Constitution of the United States page 1

precious cargo

Eventually Headed for Peaceful Waters – if a Democrat at the Helm

Peace Democrat James Wall has his work cut out for him in the five weeks he’s going to be in the United States Senate.

From the Richmond Daily Dispatch January 28, 1863:

Address of a Newly-elected U. S. Senator.

Col. Wall, the recently elected U. S. Senator from New Jersey, was serenaded in Philadelphia on the 21st inst. He was introduced by Mr. James C. Vandyke in a brief speech, in which a eulogy was paid to the words “traitor,” “rebel”–words which he said had more than ordinary significance because Washington and his compatriots were proud to be honored with such appellations. We extract the following from his speech, as reported in the Press:

I know, fellow-citizens, that there are many of us here to-night who, like honest Gonsalvo in Shakespeare’s play of the Tempest, would give a “furlong of sea for a barren acre of ground.” My friends, we must stick to the ship, and, whatever be its fate, you and I must share its destiny. There is a precious freight on board this tempest tossed bark. The waters are white with the foam beneath her bow. There is no time to take to the long boat. That tempest-tossed vessel is freighted also with the precious Constitution our fathers gave us. The compass by which they steered it is still on board that vessel, and in order to preserve it we have got to stick to the ship. [Cries of “that’s so,” and cheers] My friends, there are men now navigating that vessel who are attempting to steer her by the compass of coercion, and to drive her by the chart of a “higher law.” [Cheers and counter cheers] It is to watch these men that we have got to stick to the ship. I do not believe that the old vessel will ever be saved until a Democratic commander again walks the deck [cheers] and the strong hand of a Democratic pilot is upon her helm. [Renewed applause and cheers for Wall]
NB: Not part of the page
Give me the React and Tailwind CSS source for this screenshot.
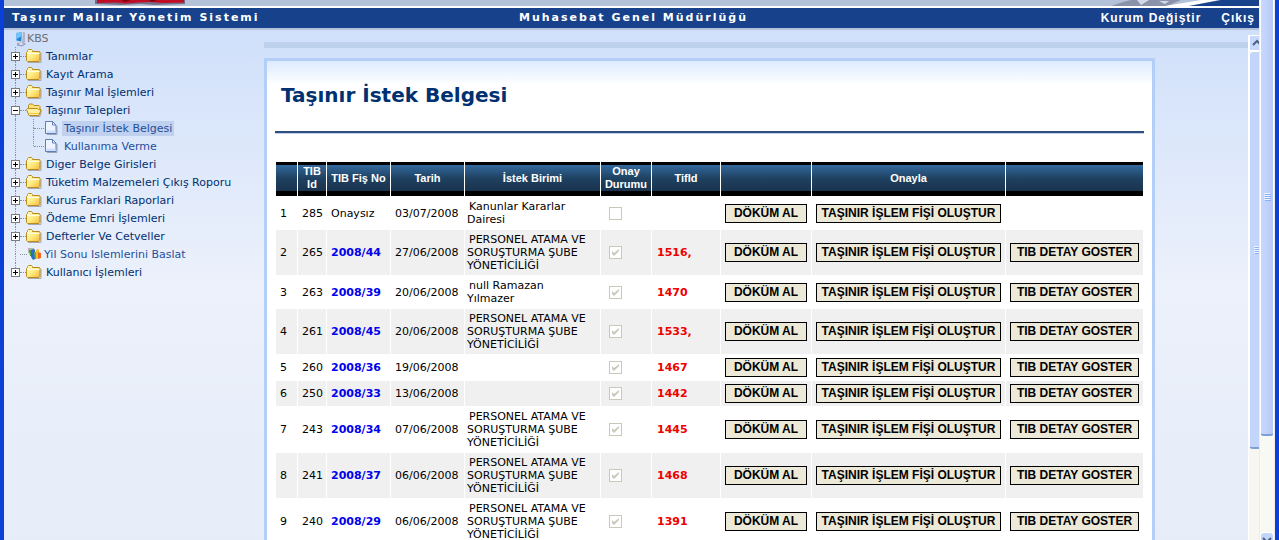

The copperhead party - in favor of a vigorous prosecution of peace! (arper's weekly, v. 7, no. 322 (1863 February 28), p. 144; LOC:  LC-USZ62-132749 )

vigorous prosecution for the “calm and blessed shade of a long and lasting peace”

Fellow-citizens, I have recently at the hands of the Legislature of the State of New Jersey, [three cheers] been tendered the responsible office of Senator of the United States. I go there, my friends, as I understand it, to advocate as far as my limited abilities will permit — to advocate, I say, peace in that body. [Cheers for “peace.”] I cannot say, my friends, how this is to be brought about, but I believe I speak the sentiments of the people of New Jersey, and not only of the people of New Jersey, but of the loyal people of Pennsylvania, when I say that they will hail the hour, that shall bring us from out this lurid tempest of war into the calm and blessed shade of a long and lasting peace. [Cheers] My friends, I go, also, as I understand it, upon the floor of the Senate of the U. States to advocate those great principles of civil liberty which were handed down to us from our fathers [renewed cheers,] those great principles which are embodied in the amendments to the Constitution of the United States, every one of which I am sorry to say, has been trampled under foot by the present Administration. [Applause]

The Bill of Rights, the first ten amendments to the United States Constitution

trampled on by Lincoln administration

Gentlemen, you will recollect that it is but a few months ago that men were afraid to express the truth that was in them; but now, how great the charge! A short time ago, I gentlemen, endured obioquy and insult of the grossest character. Aye, my family had to submit to the grossest insults in the city of Burlington, and my daughters insulted by the wenches on the streets. When I ventured to complain I was charged with disloyalty. I have had no distinct accusation against me, though I have time after time demanded to know it. I wrote to Mr. Cameron to know why I had been imprisoned in the dungeons of Fort Lafayette. [Cheers and groans for Cameron.] But, gentlemen, after I had been imprisoned for weeks, and then let free, I wrote to Mr. William H. Seward. I said: “Sir, I have written to the Secretary of War for the purpose of being informed why I was put in the bastiles of the Administration; now please tell me why I was let out? [Cheers and laugher.] I have not been able to find out either.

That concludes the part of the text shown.